模拟研究纳米颗粒影响高分子材料性质的微观机理

Molecular dynamics and Monte Carlo methods are applied to simulate the mechanical properties and glass transition temperature of nanoparticle/polymer composite as well as the statistical and dynamical properties of polymer chains. We will study the microscopic mechanism for the reinforcement of polymer properties by nanoparticles, reveal the microscopic properties and new physical laws for polymers in the complex environment, and analyze the competition and cooperation between polymers and nanoparticles. After the systematic investigation of the effects of shape, size, volume fraction, and dispersion of nanoparticles, as well as the interaction between nanoparticle and polymer on the properties of polymer composite, we will reveal the physical laws about the influence of nanoparticles on the properties of polymer composite, and thus ultimately find out the main factors which reinforce the mechanical properties of polymer composite. Our results will provide the basis for establishing the basic theory for the mechanical reinforcement of polymer by using nanoparticles. They help to design new nanoparticle/polymer composites and promote the experimental and theoretical research on the new physics in the nanoparticle/polymer composites.

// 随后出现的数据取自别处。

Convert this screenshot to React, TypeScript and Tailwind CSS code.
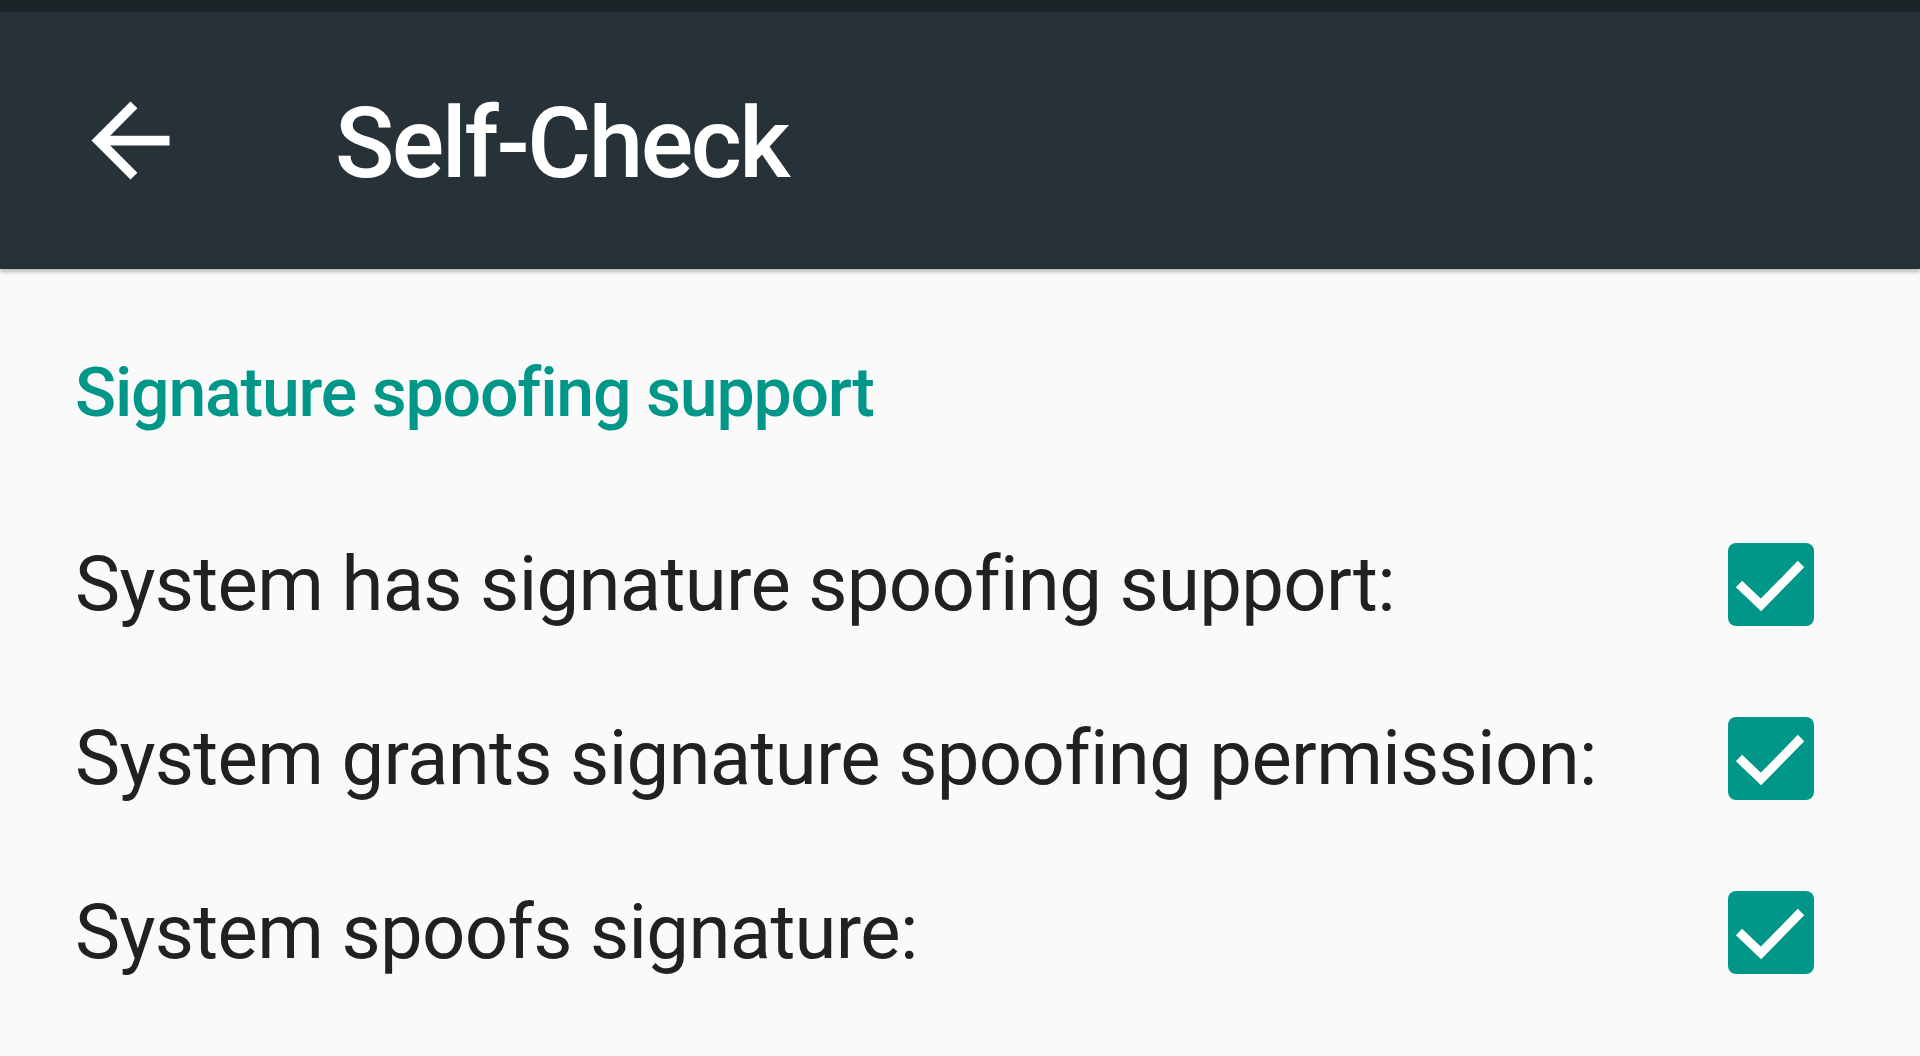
import React from "react";

const rows = [
    "System has signature spoofing support:",
    "System grants signature spoofing permission:",
    "System spoofs signature:",
];

const CheckBox = () => (
    <div className="w-[86px] h-[83px] rounded-[8px] bg-[#009688] flex items-center justify-center shrink-0">
        <svg width="86" height="83" viewBox="0 0 86 83">
            <path
                d="M11 41 L33 62 L73 21"
                fill="none"
                stroke="#ffffff"
                strokeWidth="9"
            />
        </svg>
    </div>
);

const App = () => {
    return (
        <div className="w-screen h-screen bg-[#fafafa] font-['Roboto',sans-serif] overflow-hidden">
            <div className="h-[12px] bg-[#1d2427]" />
            <div className="h-[257px] bg-[#263238] flex items-center shadow-[0_3px_4px_rgba(0,0,0,0.25)]">
                <svg
                    className="ml-[72px] shrink-0"
                    width="117"
                    height="117"
                    viewBox="0 0 24 24"
                    fill="#ffffff"
                >
                    <path d="M20 11H7.83l5.59-5.59L12 4l-8 8 8 8 1.41-1.41L7.83 13H20v-2z" />
                </svg>
                <h1 className="ml-[146px] mt-[6px] text-[98px] leading-none font-medium tracking-[-2.5px] text-white">
                    Self-Check
                </h1>
            </div>
            <div className="pt-[90px] pl-[75px] pr-[106px]">
                <h2 className="text-[68px] leading-none font-medium tracking-[-1.2px] text-[#009688]">
                    Signature spoofing support
                </h2>
                <div className="mt-[70px] flex flex-col">
                    {rows.map((r) => (
                        <div
                            key={r}
                            className="h-[174px] flex items-center justify-between"
                        >
                            <span className="text-[76px] leading-none tracking-[-0.65px] text-[#212121]">
                                {r}
                            </span>
                            <CheckBox />
                        </div>
                    ))}
                </div>
            </div>
        </div>
    );
};

export default App;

利用分子动力学和蒙特卡罗方法模拟纳米颗粒/高分子复合材料的宏观力学性能和玻璃化温度以及高分子链的微观平衡态构象统计性质和动力学性质，研究纳米颗粒影响高分子材料性质的微观机理，揭示高分子链在复杂环境中的微观构象性质及其新的物理规律，从微观角度分析高分子与纳米颗粒之间的竞争与合作的机理。通过研究纳米颗粒的形状、尺寸、体积分数、分散度，颗粒与高分子的相互作用等对高分子材料性质的影响，探索纳米颗粒影响高分子材料性质的规律，找出增强高分子材料力学性能的关键因素，揭示纳米颗粒/高分子复合材料的宏观性质与微观性质之间的关联。研究结果为建立改善高分子材料性质的基础理论提供模拟依据，有助于设计新的纳米颗粒/高分子复合材料，推动纳米颗粒/高分子复合材料的新物理的实验和理论研究。

利用分子动力学和蒙特卡罗方法模拟研究了纳米颗粒环境中高分子链的微观构象统计性质、扩散动力学和玻璃化转变的变化行为。系统考察了纳米颗粒的尺寸、浓度、分散度、纳米颗粒与高分子的相互作用对高分子的构象性质、扩散和玻璃化转变的影响。我们从微观角度分析了高分子在纳米颗粒表面的吸附/脱附、纳米颗粒的排斥体积效应、链刚性对纳米颗粒-高分子吸引势的弱化作用和减缓扩散的内禀效应。探讨了各影响因素之间的竞争与合作，揭示了纳米颗粒影响高分子性质的微观机理和普适性规律。研究了高分子链在表面的临界吸附和吸附高分子链的动力学，揭示高分子吸附和脱附的物理机制。进一步研究了一维、二维施限体对高分子的构象统计性质、动力学和自组装结构的影响规律。研究成果为建立改善高分子复合材料性质的基础理论提供模拟依据，为设计新型纳米颗粒/高分子复合材料提供理论指导。